Environmental claims need field proof to price in: Slow‑release fertilizers can lower runoff and extend application intervals, benefits agronomists recognize. But buyers pay for performance. Co‑products must meet specification, pass regulatory acceptance where needed, and slot into distributor networks built around standard NPK blends. Unit margins will hinge on product grade, logistics, and whether processors can sell into premium markets at scale. Until there are offtake pilots or commercial trials with farmers or blenders, these are potential credits, not bankable revenue lines. Expect lenders and equity investors to demand field data before awarding value to struvite or vivianite beyond conservative by‑product assumptions.

Peer activity underscores what is getting funded: Across juniors this week, capital is chasing drill results, permits, and near‑term studies. Endurance Gold added 1.92 million dollars of liquidity to keep drilling its Reliance gold‑antimony system in British Columbia; the drill bit is pointed at extending mineralized trends with assays pending for most holes. RUA Gold is pushing a Pre‑Feasibility Study on a 19,000‑meter program at Auld Creek in New Zealand to define mine design options over more than a kilometer of strike. Goldgroup launched a 24,000‑meter program to refine the model ahead of a potential San Francisco mine restart in late 2026 or early 2027 in Sonora. STLLR reported high‑grade intercepts at Jonpol as it tries to triple the open‑pit strike length for the next resource update. Heliostar secured final permits for pit and leach expansions at La Colorada with added ounces targeted next year. In uranium, Cosa and Denison are stepping up drilling at Murphy Lake North after winter holes delivered percent‑level U3O8. The common thread is tangible de‑risking with clear timelines; the market is paying attention to those catalysts.

Potash market context tempers expectations: Global muriate of potash demand is steady over the cycle, driven by crops like corn, soy, and palm oil, but prices remain volatile after the 2022 supply shock. As prices normalized, financing appetite for greenfield potash narrowed to projects with clear cost advantages and permitting clarity. Process innovations that cut water and boost recovery improve the cost curve position, but they are not substitutes for a bankable jurisdiction and a permit. Offtake for MOP typically comes late in the de‑risking path. Co‑product markets for struvite and vivianite are growing from a smaller base, often through municipal nutrient recovery and specialty fertilizer channels. They can be margin enhancers if logistics and pricing line up, but they are unlikely to underwrite the core project.

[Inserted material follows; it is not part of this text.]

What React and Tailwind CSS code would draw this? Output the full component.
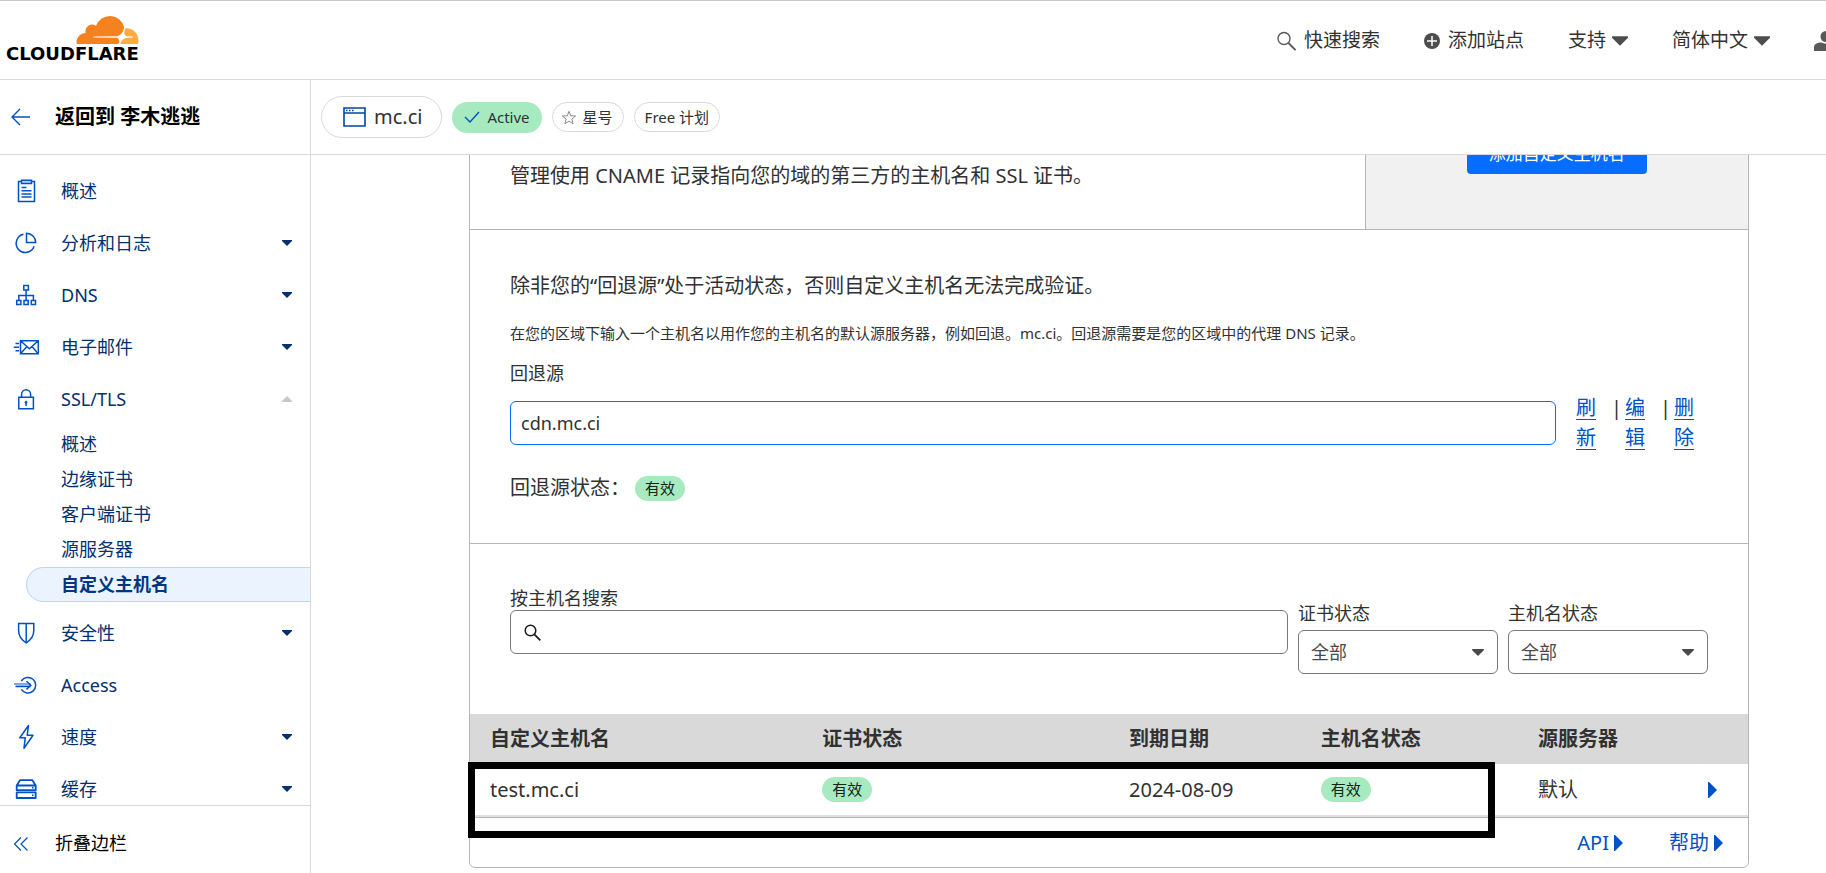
import React, { useState } from "react";

const CaretDown = ({ className }) => (
  <svg viewBox="0 0 10 6" className={className} fill="currentColor" aria-hidden="true">
    <path d="M0 0h10v1L5 6 0 1z" />
  </svg>
);

const CaretRight = () => (
  <svg viewBox="0 0 9 16" className="w-[9px] h-4 shrink-0" fill="currentColor" aria-hidden="true">
    <path d="M0 0h1l8 8-8 8H0z" />
  </svg>
);

const CloudflareLogo = () => (
  <a href="#" className="flex flex-col items-end text-black" aria-label="Cloudflare">
    <svg viewBox="0 95 640 289" className="w-[63px] h-7">
      <path
        fill="#f6821f"
        d="M407.906,319.913l-230.8-2.928a4.58,4.58,0,0,1-3.632-1.926,4.648,4.648,0,0,1-.494-4.147,6.143,6.143,0,0,1,5.361-4.076L411.281,303.9c27.631-1.26,57.546-23.574,68.022-50.784l13.286-34.542a7.944,7.944,0,0,0,.524-2.936,7.735,7.735,0,0,0-.164-1.631A151.91,151.91,0,0,0,201.257,198.4,68.12,68.12,0,0,0,94.2,269.59C41.924,271.106,0,313.728,0,366.12a96.054,96.054,0,0,0,1.029,13.958,4.508,4.508,0,0,0,4.445,3.871l426.1.051c.043,0,.08-.019.122-.02a5.606,5.606,0,0,0,5.271-4l3.273-11.265c3.9-13.4,2.448-25.8-4.1-34.9C430.124,325.423,420.09,320.487,407.906,319.913Z"
      />
      <path
        fill="#fbad41"
        d="M513.856,221.1c-2.141,0-4.271.062-6.391.164a3.771,3.771,0,0,0-3.324,2.653l-9.077,31.193c-3.9,13.4-2.449,25.786,4.1,34.89,6.02,8.4,16.054,13.323,28.238,13.9l49.2,2.939a4.491,4.491,0,0,1,3.51,1.894,4.64,4.64,0,0,1,.514,4.169,6.153,6.153,0,0,1-5.351,4.075l-51.125,2.939c-27.754,1.27-57.669,23.574-68.145,50.784l-3.695,9.606a2.716,2.716,0,0,0,2.427,3.68c.046,0,.088.017.136.017h175.91a4.69,4.69,0,0,0,4.539-3.37,124.807,124.807,0,0,0,4.682-34C640,277.3,583.524,221.1,513.856,221.1Z"
      />
    </svg>
    <span className="font-['DejaVu_Sans'] font-bold text-[18px] leading-5">CLOUDFLARE</span>
  </a>
);

const NavSvg = ({ children }) => (
  <svg
    viewBox="0 0 26 26"
    className="w-[26px] h-[26px] shrink-0"
    fill="none"
    stroke="#0051c3"
    strokeWidth="1.5"
    aria-hidden="true"
  >
    {children}
  </svg>
);

const icons = {
  overview: (
    <NavSvg>
      <path d="M8.5 3.5h-3v20h16v-20h-3" />
      <path d="M8.5 2.2h10v3.2h-10z" fill="#b9d6ff" />
      <path d="M8.5 9.5h5M8.5 12.8h10M8.5 16h10M8.5 19h10" />
    </NavSvg>
  ),
  analytics: (
    <NavSvg>
      <path d="M10.5 4.3a9.2 9.2 0 1 0 10.6 12" />
      <path d="M13.5 3.2v9.3h9.2a9.2 9.2 0 0 0-9.2-9.3z" />
    </NavSvg>
  ),
  dns: (
    <NavSvg>
      <path d="M10.8 3.5h4.6v4.6h-4.6zM3.7 18.4h4.2v4.2H3.7zM11 18.4h4.2v4.2H11zM18.3 18.4h4.2v4.2h-4.2z" />
      <path d="M13.1 8.1v10.3M5.8 18.4v-5h14.6v5" />
    </NavSvg>
  ),
  email: (
    <NavSvg>
      <path d="M7.5 6.7h17.8v13.1H7.5zM7.5 6.7l8.9 8 8.9-8M7.5 19.8l6.4-7.2M25.3 19.8l-6.4-7.2" />
      <path d="M2.5 9.6h3.6M.8 13.2h5.3M2.5 16.8h3.6" />
    </NavSvg>
  ),
  lock: (
    <NavSvg>
      <path d="M5.8 11.3h14.6v11.5H5.8z" />
      <path d="M8.6 11.3V8.2a4.5 4.5 0 0 1 9 0v3.1" />
      <path d="M13.1 16v4" />
      <circle cx="13.1" cy="16.2" r="1" fill="#0051c3" strokeWidth="1" />
    </NavSvg>
  ),
  shield: (
    <NavSvg>
      <path d="M5.6 3.6h15.2v7c0 5.5-3.2 9.6-7.6 12.2-4.4-2.6-7.6-6.7-7.6-12.2z" />
      <path d="M13.2 3.6v19" />
    </NavSvg>
  ),
  access: (
    <NavSvg>
      <path d="M8.3 9a7.8 7.8 0 1 1 0 8.4" />
      <path d="M1 12h16.5M2.5 14.6h15" strokeWidth="1.2" />
      <path d="M2 12.7h15v1.2H3z" fill="#8db5ec" stroke="none" />
      <path d="M13.5 9.2l4.3 4.1-4.3 4.1" />
    </NavSvg>
  ),
  bolt: (
    <NavSvg>
      <path d="M15.5 1.5L6.8 13.8h5.4l-1.2 10.500 9-13h-5.800z" strokeLinejoin="round" />
    </NavSvg>
  ),
  cache: (
    <NavSvg>
      <path d="M3.7 9.500l3.300-5.300h12.400L22.700 9.500v4.700h-19zM3.700 9.500h19M3.700 16.400h19v5.600h-19z" strokeWidth="1.800" strokeLinejoin="round" />
      <path d="M19 11.800h1.600M19 19.200h1.600" />
    </NavSvg>
  ),
};

const topItems = [
  { icon: "overview", label: "概述" },
  { icon: "analytics", label: "分析和日志", caret: "down" },
  { icon: "dns", label: "DNS", caret: "down" },
  { icon: "email", label: "电子邮件", caret: "down" },
  { icon: "lock", label: "SSL/TLS", caret: "up" },
];

const sslItems = ["概述", "边缘证书", "客户端证书", "源服务器", "自定义主机名"];

const bottomItems = [
  { icon: "shield", label: "安全性", caret: "down" },
  { icon: "access", label: "Access" },
  { icon: "bolt", label: "速度", caret: "down" },
  { icon: "cache", label: "缓存", caret: "down" },
];

const NavItem = ({ item }) => (
  <a href="#" className="flex items-center h-[52px] pl-[13px] pr-[18px] text-[#003070]">
    {icons[item.icon]}
    <span className="ml-[22px] flex-1">{item.label}</span>
    {item.caret === "down" && <CaretDown className="w-[10px] h-[6px]" />}
    {item.caret === "up" && <CaretDown className="w-[10px] h-[6px] rotate-180 text-[#bfc9d8]" />}
  </a>
);

const Badge = ({ children }) => (
  <span className="inline-flex items-center h-[25px] px-[10px] rounded-full bg-[#a8eac0] text-[15px] text-[#0f2417]">
    {children}
  </span>
);

const StatusSelect = ({ id, label }) => (
  <div className="w-[200px] shrink-0">
    <label htmlFor={id} className="block mb-[5px] leading-6">
      {label}
    </label>
    <div className="relative">
      <select
        id={id}
        className="block w-full h-11 pl-3 pr-8 appearance-none bg-white border border-[#797979] rounded-md text-[#4a4a4a]"
      >
        <option>全部</option>
      </select>
      <CaretDown className="absolute right-[14px] top-[19px] w-3 h-[7px] text-[#4a4a4a] pointer-events-none" />
    </div>
  </div>
);

export default function App() {
  const [fallback, setFallback] = useState("cdn.mc.ci");
  const [query, setQuery] = useState("");

  return (
    <div className="h-screen flex flex-col overflow-hidden bg-white border-t border-[#c8c8c8] text-[#313131] text-[18px] font-['Noto_Sans','Noto_Sans_CJK_SC',sans-serif]">
      {/* Top bar */}
      <header className="flex items-center justify-between h-[79px] shrink-0 pl-[6px] border-b border-[#d9d9d9]">
        <CloudflareLogo />
        <nav className="flex items-center gap-11 -mr-3 pt-px text-[19px]">
          <button className="flex items-center gap-2">
            <svg viewBox="0 0 19 20" className="w-[19px] h-5" fill="none" stroke="#595959" strokeWidth="1.4">
              <circle cx="7" cy="7.5" r="6" />
              <path d="M11.5 12l7 7" strokeWidth="1.8" />
            </svg>
            快速搜索
          </button>
          <button className="flex items-center gap-2">
            <svg viewBox="0 0 16 16" className="w-4 h-4">
              <circle cx="8" cy="8" r="8" fill="#4d4d4d" />
              <path d="M8 3v10M3 8h10" stroke="#fff" strokeWidth="1.5" />
            </svg>
            添加站点
          </button>
          <button className="flex items-center gap-[6px]">
            支持
            <CaretDown className="w-4 h-[10px] text-[#4d4d4d]" />
          </button>
          <button className="flex items-center gap-[6px]">
            简体中文
            <CaretDown className="w-4 h-[10px] text-[#4d4d4d]" />
          </button>
          <button aria-label="用户">
            <svg viewBox="0 0 24 20" className="w-6 h-5" fill="#595959">
              <circle cx="12" cy="5.5" r="5.5" />
              <path d="M0 20v-3.5C0 12.5 4 11.500 7.500 11.500 10 13 14 13 16.500 11.500 20 11.500 24 12.500 24 16.500V20z" />
            </svg>
          </button>
        </nav>
      </header>

      <div className="flex flex-1 min-h-0">
        {/* Sidebar */}
        <aside className="flex flex-col w-[311px] shrink-0 border-r border-[#d9d9d9]">
          <a
            href="#"
            className="flex items-center h-[75px] shrink-0 pl-[11px] border-b border-[#d9d9d9] text-[20px] font-bold text-black"
          >
            <svg viewBox="0 0 20 18" className="w-5 h-[18px] mr-6" fill="none" stroke="#0051c3" strokeWidth="1.4">
              <path d="M19 9H1M9 1L1 9l8 8" />
            </svg>
            返回到 李木逃逃
          </a>
          <nav className="flex-1 min-h-0 overflow-hidden pt-[10px]">
            {topItems.map((item) => (
              <NavItem key={item.label} item={item} />
            ))}
            <ul className="pt-[2px] pb-[5px]">
              {sslItems.map((label) =>
                label === "自定义主机名" ? (
                  <li key={label}>
                    <a
                      href="#"
                      className="flex items-center h-[35px] ml-[26px] pl-[34px] rounded-l-full border border-r-0 border-[#b9d6ff] bg-[#ebf3ff] font-bold text-[#003681]"
                    >
                      {label}
                    </a>
                  </li>
                ) : (
                  <li key={label}>
                    <a href="#" className="flex items-center h-[35px] pl-[61px] text-[#003070]">
                      {label}
                    </a>
                  </li>
                )
              )}
            </ul>
            {bottomItems.map((item) => (
              <NavItem key={item.label} item={item} />
            ))}
          </nav>
          <button className="flex items-center h-[68px] shrink-0 pl-[13px] pt-2 border-t border-[#d9d9d9] text-black">
            <svg viewBox="0 0 16 14" className="w-4 h-[14px] mr-[26px]" fill="none" stroke="#0051c3" strokeWidth="1.2">
              <path d="M8 .5L1.500 7 8 13.500M14.500 .5L8 7l6.500 6.500" />
            </svg>
            折叠边栏
          </button>
        </aside>

        <div className="flex flex-col flex-1 min-w-0">
          {/* Zone bar */}
          <div className="flex items-center gap-[10px] h-[75px] shrink-0 pl-[10px] border-b border-[#d9d9d9] text-[15px]">
            <button className="flex items-center h-[42px] pl-[21px] pr-[19px] gap-2 border border-[#d9d9d9] rounded-full text-[20px]">
              <svg viewBox="0 0 23 20" className="w-[23px] h-5" fill="none" stroke="#0045a6" strokeWidth="1.6">
                <path d="M1 1h21v18H1zM1 6h21" />
                <path d="M3 3.5h1.5M6 3.5h1.5M9 3.5h1.5" strokeWidth="1.4" />
              </svg>
              mc.ci
            </button>
            <span className="flex items-center gap-[7px] h-[31px] px-3 rounded-full bg-[#a8eac0]">
              <svg viewBox="0 0 16 12" className="w-4 h-3" fill="none" stroke="#0051c3" strokeWidth="1.4">
                <path d="M1 6l5 5 9-10" />
              </svg>
              Active
            </span>
            <button className="flex items-center gap-[6px] h-[30px] pl-2 pr-[10px] border border-[#d9d9d9] rounded-full">
              <svg viewBox="0 0 16 15" className="w-4 h-[15px]" fill="none" stroke="#8c8c8c" strokeWidth="1">
                <path d="M8 1.200l1.700 4.600 5 .2-3.900 3 1.300 4.800L8 11.100l-4.100 2.700L5.200 9 1.300 6l5-.2z" />
              </svg>
              星号
            </button>
            <span className="flex items-center h-[30px] px-[10px] border border-[#d9d9d9] rounded-full">Free 计划</span>
          </div>

          <main className="flex-1 min-h-0 overflow-hidden pl-[158px] pr-[77px]">
            <div className="-mt-10 border border-[#b6b6b6] rounded-md">
              <div className="flex h-[114px] border-b border-[#b6b6b6] text-[20px]">
                <p className="flex-1 flex items-end pl-10 pb-[38px] leading-[30px]">
                  管理使用 CNAME 记录指向您的域的第三方的主机名和 SSL 证书。
                </p>
                <div className="w-[30%] flex items-end justify-center pb-[55px] bg-[#f1f1f1] border-l border-[#b6b6b6]">
                  <button className="h-10 w-[180px] rounded bg-[#056dff] text-white text-[17px]">添加自定义主机名</button>
                </div>
              </div>

              {/* Fallback origin */}
              <section className="px-10 pt-[41px] pb-10 border-b border-[#b6b6b6]">
                <p className="text-[20px] leading-[30px]">除非您的“回退源”处于活动状态，否则自定义主机名无法完成验证。</p>
                <p className="mt-5 text-[15px] leading-6">
                  在您的区域下输入一个主机名以用作您的主机名的默认源服务器，例如回退。mc.ci。回退源需要是您的区域中的代理 DNS 记录。
                </p>
                <label htmlFor="fallback" className="block mt-4 leading-6">
                  回退源
                </label>
                <div className="flex items-start mt-2">
                  <input
                    id="fallback"
                    value={fallback}
                    onChange={(e) => setFallback(e.target.value)}
                    className="flex-1 min-w-0 h-11 mt-2 px-[10px] border border-[#056dff] rounded-md"
                  />
                  <div className="flex w-[152px] pl-5 text-[20px] leading-[30px]">
                    <a href="#" className="w-5 break-all text-[#0051c3] underline underline-offset-4 decoration-1">
                      刷新
                    </a>
                    <span className="ml-[15px] mr-[3px]">|</span>
                    <a href="#" className="w-5 break-all text-[#0051c3] underline underline-offset-4 decoration-1">
                      编辑
                    </a>
                    <span className="ml-[15px] mr-[3px]">|</span>
                    <a href="#" className="w-5 break-all text-[#0051c3] underline underline-offset-4 decoration-1">
                      删除
                    </a>
                  </div>
                </div>
                <div className="flex items-center gap-[5px] mt-5 text-[20px] leading-[30px]">
                  回退源状态：
                  <Badge>有效</Badge>
                </div>
              </section>

              {/* Filters */}
              <section className="flex items-end gap-[10px] px-10 pt-[42px] pb-10">
                <div className="flex-1 pb-5">
                  <label htmlFor="search" className="block leading-6">
                    按主机名搜索
                  </label>
                  <div className="flex items-center h-11 pl-[13px] border border-[#797979] rounded-md">
                    <svg viewBox="0 0 17 17" className="w-[17px] h-[17px]" fill="none" stroke="#1a1a1a" strokeWidth="1.5">
                      <circle cx="6.5" cy="6.5" r="5.3" />
                      <path d="M10.3 10.3l6 6" strokeWidth="1.8" />
                    </svg>
                    <input
                      id="search"
                      value={query}
                      onChange={(e) => setQuery(e.target.value)}
                      className="flex-1 h-full px-2 outline-none"
                    />
                  </div>
                </div>
                <StatusSelect id="cert-status" label="证书状态" />
                <StatusSelect id="host-status" label="主机名状态" />
              </section>

              <div className="relative">
                <table className="w-full table-fixed text-left text-[20px]">
                  <thead>
                    <tr className="h-[50px] bg-[#d9d9d9]">
                      <th className="w-[26%] pl-5">自定义主机名</th>
                      <th className="w-[24%] pl-5">证书状态</th>
                      <th className="w-[15%] pl-5">到期日期</th>
                      <th className="w-[17%] pl-5">主机名状态</th>
                      <th className="w-[13%] pl-5">源服务器</th>
                      <th className="w-[5%]"></th>
                    </tr>
                  </thead>
                  <tbody>
                    <tr className="h-[52px] border-b-2 border-[#e0e0e0]">
                      <td className="pl-5">test.mc.ci</td>
                      <td className="pl-5">
                        <div className="flex">
                          <Badge>有效</Badge>
                        </div>
                      </td>
                      <td className="pl-5">2024-08-09</td>
                      <td className="pl-5">
                        <div className="flex">
                          <Badge>有效</Badge>
                        </div>
                      </td>
                      <td className="pl-5">默认</td>
                      <td className="pl-6">
                        <button className="flex text-[#0051c3]" aria-label="展开">
                          <CaretRight />
                        </button>
                      </td>
                    </tr>
                  </tbody>
                </table>
                {/* Highlight around the new hostname */}
                <div className="absolute -left-[2px] right-[253px] top-12 h-[76px] border-[7px] border-black pointer-events-none"></div>
              </div>

              <footer className="flex items-center justify-end gap-[46px] h-[50px] pr-[25px] border-t border-[#b6b6b6] text-[20px] text-[#0051c3]">
                <a href="#" className="flex items-center gap-[5px]">
                  API
                  <CaretRight />
                </a>
                <a href="#" className="flex items-center gap-[5px]">
                  帮助
                  <CaretRight />
                </a>
              </footer>
            </div>
          </main>
        </div>
      </div>
    </div>
  );
}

What to watch from here: Track the procedural calendar in the ICSID case, any moves toward mediation, and whether Morocco signals a negotiated path. Look for patent prosecution updates in the EU, North America, and North Africa to judge how defensible the IP will be beyond the UK. Scrutinize flowsheet disclosures for pilot plant throughputs, reagent balances, and independent verification of the 91 percent recovery claim. Any third‑party testing on external evaporite ores would be a meaningful signal for licensing potential. On the balance sheet, monitor cash runway and non‑dilutive options. For sector context, note that Heliostar targets added gold output next year on the back of permits, RUA aims to complete a PFS by Q4 2026, and Goldgroup plans a restart decision window in the same period. Catalysts with dates tend to attract capital.

Bottom line on Emmerson’s patent: The grant is a constructive step that improves strategic flexibility and strengthens a potential damages narrative, but it does not solve the central risk. The investment case will move when there is visibility on permitting or compensation, when patents are secured across key jurisdictions, and when pilot‑scale data shows the process works on more than one orebody with credible economics. Until then, treat the IP as upside optionality layered on top of a binary legal outcome.